Blocked drains are a problem that many households experience at some point, although thankfully they can normally be avoided fairly easily. Installing hair traps in bath and shower plug holes, not using the toilet as a bin, and refraining from pouring cooking fat into the sink are common pieces of advice when it comes to keeping drains clear.
But there are particular problems that can arise among certain people, most notably those with pets. Keeping animals usually involves various materials and substances that others might not have in the house, and some of those can wreak havoc on drains. Here are some of the worst offenders:
A lot of cat litters are designed to clump together when they get wet, which makes cleaning a lot easier and lets you use the same litter for longer without a total change. Unfortunately, that same quality makes this type of litter the perfect substance for making a tight seal in drains and pipes, blocking them firmly. Avoid this problem by throwing litter out in the trash instead of flushing it. Don't be fooled into thinking it's okay to flush non-clumping litter, either – it can still form blockages when it gets soaked.
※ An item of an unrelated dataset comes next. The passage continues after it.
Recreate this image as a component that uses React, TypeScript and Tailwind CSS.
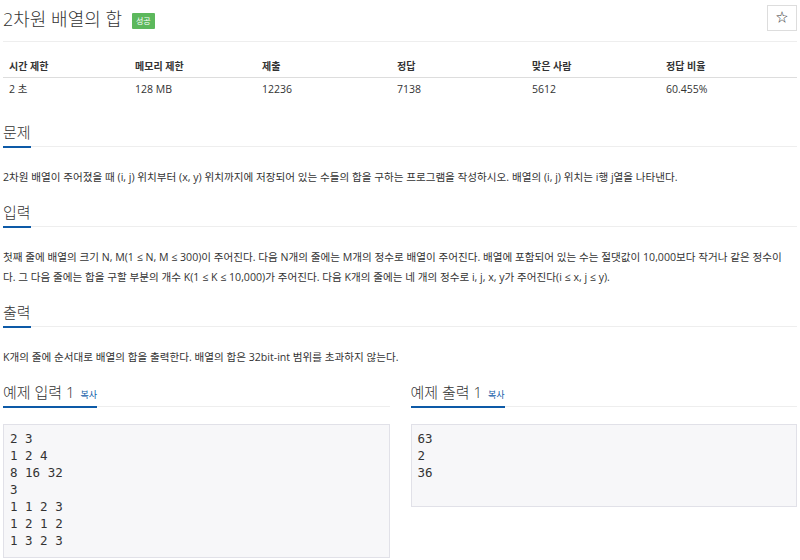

Just like human hair, pet fur can build up in drains and block the flow of water. You might not think much of flushing small amounts of fur pulled out of pet brushes, but it can soon add up. If you bathe your pet, make sure you have a hair catcher fitted into the plug hole so you can easily remove any fur.
Wood shavings and sawdust are used in the cages of small furry pets because they're absorbent. But that means they swell up when they get wet, which is potentially disastrous if they're flushed down a toilet or rinsed down a sink plug hole. Bag them up and put them in the bin instead, or add them to your compost.
Dry pet food
If you've ever seen dry food that's been soaked in water, you'll probably have been amazed at how much it swells. If you have any waste food that needs to be disposed of, don't do it in the sink or toilet, as it will cause you problems in no time.
Pouring water away directly out of a small aquarium is a quick way to dispose of it, but make sure the plants don't go with it. They can become entangled with other waste, or even cause blockages all on their own.